Which alternative should I try first?
Thistle if you’re allergic to anything and Sakara’s no-substitution policy burned you. Daily Harvest if you travel frequently or your schedule is unpredictable. frozen gives you flexibility fresh can’t match. Purple Carrot if you want to learn how to cook this way yourself instead of relying on a service forever. Splendid Spoon if you’re doing a short-term reset and don’t want to spend $120/day on Sakara’s cleanse programs.
Do any alternatives match Sakara’s quality?
Thistle comes closest in terms of organic sourcing and meal complexity. Daily Harvest matches it on ingredient quality but the format is different (smoothie bowls and flatbreads vs plated meals). Trifecta beats Sakara on quality if your metric is “food that supports athletic performance” instead of “food that looks good on Instagram.” Sakara’s quality isn’t the issue. it’s whether that quality is worth $26-$34/meal when competitors deliver similar or better results for half the cost.
Can I customize meals with these alternatives?
Yes, and that’s the biggest upgrade from Sakara. Thistle lets you flag allergens during signup and automatically swaps ingredients. Daily Harvest lets you pick every single item in your box. no forced menu. Purple Carrot lets you choose from 40+ weekly recipes. Sakara’s menu is fixed with zero customization, which is a dealbreaker if you have food allergies or strong preferences.
Do these alternatives deliver nationwide?

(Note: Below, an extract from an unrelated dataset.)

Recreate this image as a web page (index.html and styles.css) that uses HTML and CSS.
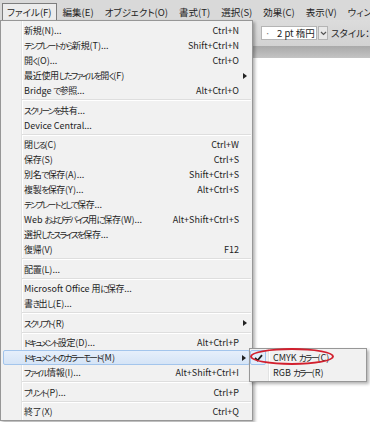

Thistle delivers to most of the West Coast and expanding east. Daily Harvest ships frozen nationwide (all 50 states). Purple Carrot covers the continental US. Trifecta ships nationwide. Splendid Spoon ships frozen to all 48 contiguous states. Coverage is actually better than Sakara across the board because frozen meals travel farther than fresh ones on tight delivery windows.